Even though he worked in studios all over the world – in Brazil, Spain or Russia – his work, he says, remains inspired by Czech temperament and language. He’s received many awards in his career, notably the prestigious American Good Design Awards for KON, a tea and coffee set he worked on with Matěj Chabera.

 

Nature immortalized in glass

Pavel was born in the north of Bohemia, the cradle of Czech glass making industry. When the time came to choose what to do with his life, he decided to honor his roots and become a glass maker himself. 

At first, he studied product design under MgA. Zuzana Kynčlová in Železný Brod, then he moved onto the faculty Faculty of Art and Design at Jan Evangelista Purkyně University in Ústí nad Labem where he studied under Jan Fišer. Finally, he applied for his Masters at the Faculty of Architecture at ČVUT in Prague, where he is still studying now. 
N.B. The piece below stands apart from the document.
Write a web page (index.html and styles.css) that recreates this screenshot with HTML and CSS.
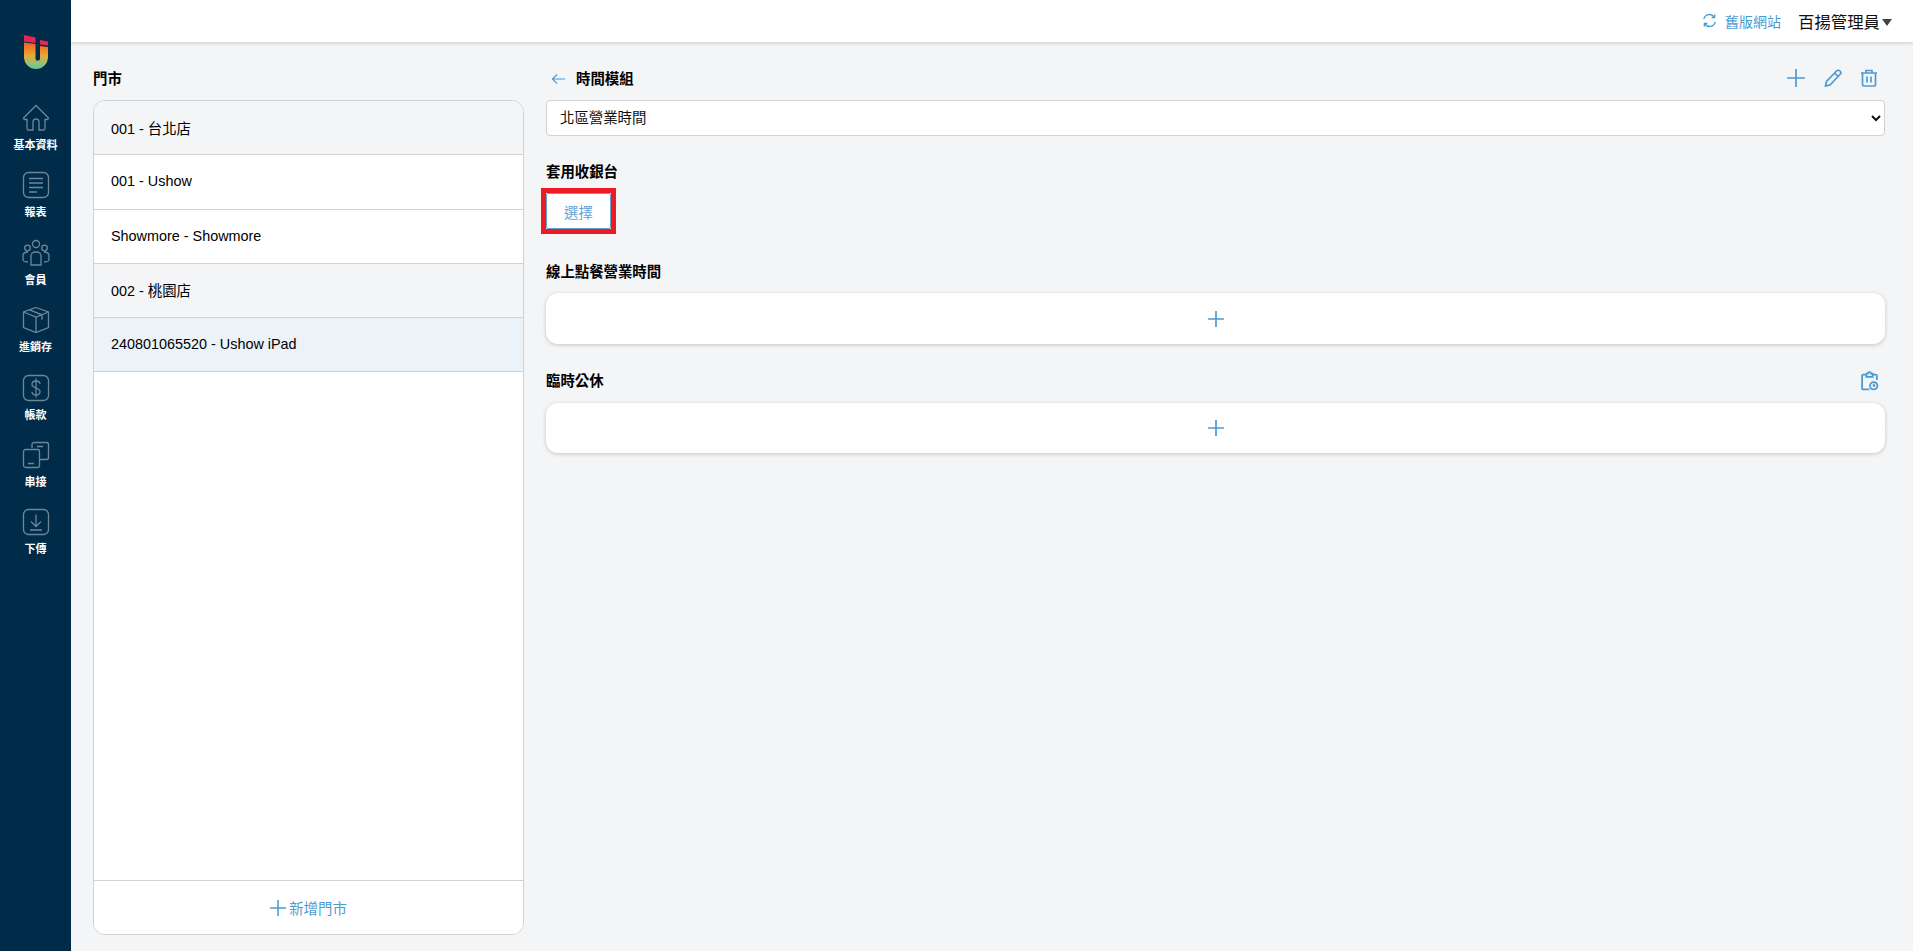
FILE: index.html
```html
<!DOCTYPE html>
<html lang="zh-Hant">
<head>
<meta charset="utf-8">
<title>時間模組</title>
<link rel="stylesheet" href="styles.css">
</head>
<body>
<div class="app">
  <nav class="sidebar">
    <svg class="logo" viewBox="0 0 24 34" width="24" height="34">
      <defs><linearGradient id="lg" x1="0" y1="0" x2="0" y2="1"><stop offset="0" stop-color="#f0602b"/><stop offset=".5" stop-color="#e9a92f"/><stop offset=".8" stop-color="#93c27a"/><stop offset="1" stop-color="#5cc3a7"/></linearGradient></defs>
      <path d="M0 0l11.500 2.500V8L0 6.500z" fill="#e8264f"/>
      <path d="M16 5l8 1.500v4L16 9.500z" fill="#e8264f"/>
      <path d="M0 7.500l11.500 1.500V23.500a2.250 2.250 0 0 0 4.500 0V11l8 1v10a12 12 0 0 1-24 0z" fill="url(#lg)"/>
    </svg>
    <a class="nav-item"><svg viewBox="0 0 28 28" class="nav-icon"><path d="M1.500 14 14 1.500 26.500 14a1.500 1.500 0 0 1-1.500 1.500h-2v9a1.500 1.500 0 0 1-1.500 1.500H17v-8a3 3 0 0 0-6 0v8H6.500A1.500 1.500 0 0 1 5 24.500v-9H3A1.500 1.500 0 0 1 1.500 14z"/></svg><span>基本資料</span></a>
    <a class="nav-item"><svg viewBox="0 0 28 28" class="nav-icon"><rect x="1.500" y="1.500" width="25" height="25" rx="5"/><path d="M7 7.500h14M7 12h14M7 16.500h14M7 21h8"/></svg><span>報表</span></a>
    <a class="nav-item"><svg viewBox="0 0 28 28" class="nav-icon"><circle cx="14" cy="5" r="3.500"/><circle cx="5.500" cy="9" r="2.800"/><circle cx="22.500" cy="9" r="2.800"/><path d="M9 26v-9a4 4 0 0 1 4-4h2a4 4 0 0 1 4 4v9zM6 23c-6 0-5-2-5-6 0-3 2-4 5-4M22 23c6 0 5-2 5-6 0-3-2-4-5-4"/></svg><span>會員</span></a>
    <a class="nav-item"><svg viewBox="0 0 28 28" class="nav-icon"><path d="M14 1.500 26.500 6v15.500L14 26.500 1.500 21.500V6zM1.500 6 14 11l12.500-5M14 11v15.500M7.500 3.800 20 8.800v5"/></svg><span>進銷存</span></a>
    <a class="nav-item"><svg viewBox="0 0 28 28" class="nav-icon"><rect x="1.500" y="1.500" width="25" height="25" rx="5"/><path d="M18 10c0-2-2-3-4-3s-4 1-4 3.300c0 5 8 2.500 8 7.200 0 2.300-2 3.500-4 3.500s-4-1.200-4-3.200M14 4.500v19"/></svg><span>帳款</span></a>
    <a class="nav-item"><svg viewBox="0 0 28 28" class="nav-icon"><path d="M10 7V3.500a2 2 0 0 1 2-2h12.500a2 2 0 0 1 2 2v13a2 2 0 0 1-2 2H17M15 5.500h6"/><path d="M3.500 8.500H15.500a2 2 0 0 1 2 2v14a2 2 0 0 1-2 2H3.500a2 2 0 0 1-2-2v-14a2 2 0 0 1 2-2zM6 22.500h6"/></svg><span>串接</span></a>
    <a class="nav-item"><svg viewBox="0 0 28 28" class="nav-icon"><rect x="1.500" y="1.500" width="25" height="25" rx="5"/><path d="M14 6.500v11.500M9 13.500l5 5 5-5M8 22h12"/></svg><span>下傳</span></a>
  </nav>
  <div class="main">
    <header class="topbar">
      <a class="old-site">
        <svg viewBox="0 0 16 16" class="ico-sync"><path d="M2 6.500A6 6 0 0 1 13 4.500M13.500 1.500v3.300h-3.300M14 9.500A6 6 0 0 1 3 11.500M2.500 14.500v-3.300h3.300"/></svg>
        <span>舊版網站</span>
      </a>
      <div class="user"><span class="user-name">百揚管理員</span><i class="caret"></i></div>
    </header>
    <div class="content">
      <section class="stores">
        <h2 class="title">門市</h2>
        <div class="store-card">
          <ul class="store-list">
            <li class="grey">001 - 台北店</li>
            <li>001 - Ushow</li>
            <li>Showmore - Showmore</li>
            <li class="grey">002 - 桃園店</li>
            <li class="active">240801065520 - Ushow iPad</li>
          </ul>
          <button class="add-store"><svg viewBox="0 0 16 16" class="ico-plus-s"><path d="M8 0v16M0 8h16"/></svg><span>新增門市</span></button>
        </div>
      </section>
      <section class="detail">
        <div class="head-row">
          <div class="head-left">
            <svg viewBox="0 0 16 12" class="ico-back"><path d="M15 6H1.500M6.500 1 1.500 6l5 5"/></svg>
            <h2 class="title">時間模組</h2>
          </div>
          <div class="tools">
            <svg viewBox="0 0 18 18" class="tool"><path d="M9 0v18M0 9h18"/></svg>
            <svg viewBox="0 0 18 18" class="tool"><path d="M12.500 2a2.200 2.200 0 0 1 3.500 3.500L6 16l-4.500 1 1-4.500zM10.500 4l3.500 3.500"/></svg>
            <svg viewBox="0 0 18 18" class="tool"><path d="M1 4h16M6 4V1.500h6V4M2.500 4v11.500a1.500 1.500 0 0 0 1.500 1.500h10a1.500 1.500 0 0 0 1.500-1.500V4M7 7.500V13.500M11 7.500V13.500"/></svg>
          </div>
        </div>
        <select class="module-select"><option>北區營業時間</option></select>
        <h3 class="title apply">套用收銀台</h3>
        <div class="highlight"><button class="choose">選擇</button></div>
        <h3 class="title online">線上點餐營業時間</h3>
        <button class="add-card"><svg viewBox="0 0 18 18" class="tool"><path d="M9 1v16M1 9h16"/></svg></button>
        <div class="holiday-row">
          <h3 class="title">臨時公休</h3>
          <svg viewBox="0 0 18 18" class="tool-clip"><path d="M6 3H3a1 1 0 0 0-1 1v12a1 1 0 0 0 1 1h6M12 3h3a1 1 0 0 1 1 1v4M6 2h1.500a1.500 1.500 0 0 1 3 0H12v3H6z"/><circle cx="13" cy="13.500" r="3.500"/><path d="M13 11.500v2h1.500"/></svg>
        </div>
        <button class="add-card"><svg viewBox="0 0 18 18" class="tool"><path d="M9 1v16M1 9h16"/></svg></button>
      </section>
    </div>
  </div>
</div>
</body>
</html>
```
FILE: styles.css
```css
* { box-sizing: border-box; }
html, body { margin: 0; height: 100%; overflow: hidden; }
body { font-family: "Liberation Sans", "Noto Sans CJK TC", sans-serif; font-size: 14.400px; color: #000; background: #f4f5f7; }
.app { display: flex; height: 951px; }
.sidebar { width: 71px; flex: none; background: #002c4a; display: flex; flex-direction: column; align-items: center; padding-top: 35px; }
.logo { display: block; margin-bottom: 35px; margin-left: 1px; }
.nav-item { display: flex; flex-direction: column; align-items: center; height: 67.400px; color: #fff; font-size: 11px; font-weight: 700; line-height: 14px; }
.nav-icon { width: 28px; height: 28px; fill: none; stroke: #6d8799; stroke-width: 1.300; margin-bottom: 6px; }
.main { flex: 1; min-width: 0; display: flex; flex-direction: column; }
.topbar { height: 42px; background: #fff; box-shadow: 0 1px 4px rgba(0,0,0,.18); display: flex; justify-content: flex-end; align-items: center; padding: 0 21px 1px 0; }
.old-site { display: flex; align-items: center; gap: 8px; color: #4d9ad2; font-size: 14px; margin-right: 17px; }
.ico-sync { width: 15px; height: 15px; fill: none; stroke: #4d9ad2; stroke-width: 1.400; }
.user { display: flex; align-items: center; font-size: 16.400px; color: #111; }
.caret { width: 0; height: 0; border-left: 5.500px solid transparent; border-right: 5.500px solid transparent; border-top: 7px solid #444; margin-left: 2px; margin-top: 3px; }
.content { flex: 1; display: flex; min-height: 0; padding: 28px 28px 16px 22px; gap: 22px; }
.title { margin: 0; font-size: 14.400px; font-weight: 700; line-height: 18px; }
.stores { width: 431px; flex: none; display: flex; flex-direction: column; }
.store-card { flex: 1; margin-top: 12px; background: #fff; border: 1px solid #cfd1d3; border-radius: 12px; overflow: hidden; display: flex; flex-direction: column; }
.store-list { list-style: none; margin: 0; padding: 0; flex: 1; }
.store-list li { height: 54.250px; display: flex; align-items: center; padding: 0 0 1px 17px; border-bottom: 1px solid #cfd1d3; font-size: 14.400px; }
.store-list .grey { background: #f4f5f7; }
.store-list .active { background: #ebf2f8; }
.add-store { height: 54px; border: 0; border-top: 1px solid #cfd1d3; background: #fff; color: #4d9ad2; font: inherit; font-size: 14.400px; display: flex; align-items: center; justify-content: center; gap: 3px; }
.ico-plus-s { width: 16px; height: 16px; fill: none; stroke: #4d9ad2; stroke-width: 1.500; }
.detail { flex: 1; min-width: 0; display: flex; flex-direction: column; align-items: stretch; }
.head-row { display: flex; justify-content: space-between; align-items: center; height: 18px; }
.head-left { display: flex; align-items: center; gap: 10px; padding-left: 5px; }
.ico-back { width: 15px; height: 12px; fill: none; stroke: #4d9ad2; stroke-width: 1.300; }
.tools { display: flex; gap: 18.500px; padding-right: 7px; margin-top: -3px; }
.tool { width: 18px; height: 18px; fill: none; stroke: #4d9ad2; stroke-width: 1.700; display: block; }
.module-select { margin-top: 12px; height: 36px; width: 100%; background: #fff; border: 1px solid #cfd1d3; border-radius: 4px; font: inherit; font-size: 14.400px; color: #111; padding-left: 9px; }
.apply { margin-top: 27px; }
.highlight { align-self: flex-start; margin: 7px 0 0 -5px; border: 5px solid #ed1c24; }
.choose { display: block; width: 65px; height: 36px; background: #fff; border: 1px solid #5fa3d6; border-radius: 2px; color: #5fa3d6; font: inherit; font-size: 14.400px; padding: 0; }
.online { margin-top: 29px; }
.add-card { margin-top: 12px; height: 51px; border: 0; background: #fff; border-radius: 12px; box-shadow: 0 1px 4px rgba(0,0,0,.2); display: flex; align-items: center; justify-content: center; padding: 0; }
.holiday-row { margin-top: 27px; display: flex; justify-content: space-between; align-items: center; height: 20px; }
.holiday-row + .add-card { margin-top: 12px; height: 50px; }
.tool-clip { width: 19px; height: 20px; fill: none; stroke: #4d9ad2; stroke-width: 1.700; margin-right: 6px; }
```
Pavel’s main focus is handmade glass. He draws his inspiration from nature – his lamp inspired by the landscape of the Lužické mountains won him an award for the Best New Designer at Czech Design Week and his signature grafit vases resemble bodies of common Czech beetles.

 

And her search for meaning

You know how life never follows a straight line, but when you look back on it, it always makes perfect sense? That’s exactly what Mária’s designs feel like – organic, just like life itself. 

Mária is a designer and a jewellery maker, as well as an exceptionally perceptive human being. Perhaps that’s why she always wants her designs to have a meaning – and no, she is not afraid to dig deep in the search for it. Her work was recognized at international exhibitions in Italy, Portugal, Slovakia, Germany or Poland. She was nominated for the Talente Award in Munich for her jewellery and won the competition for the Czech National Culinary Team with her porcelain set of tableware. 

Although she comes from Slovakia, she lives and creates in Prague – across the river from us, actually – and we are happy to have her here!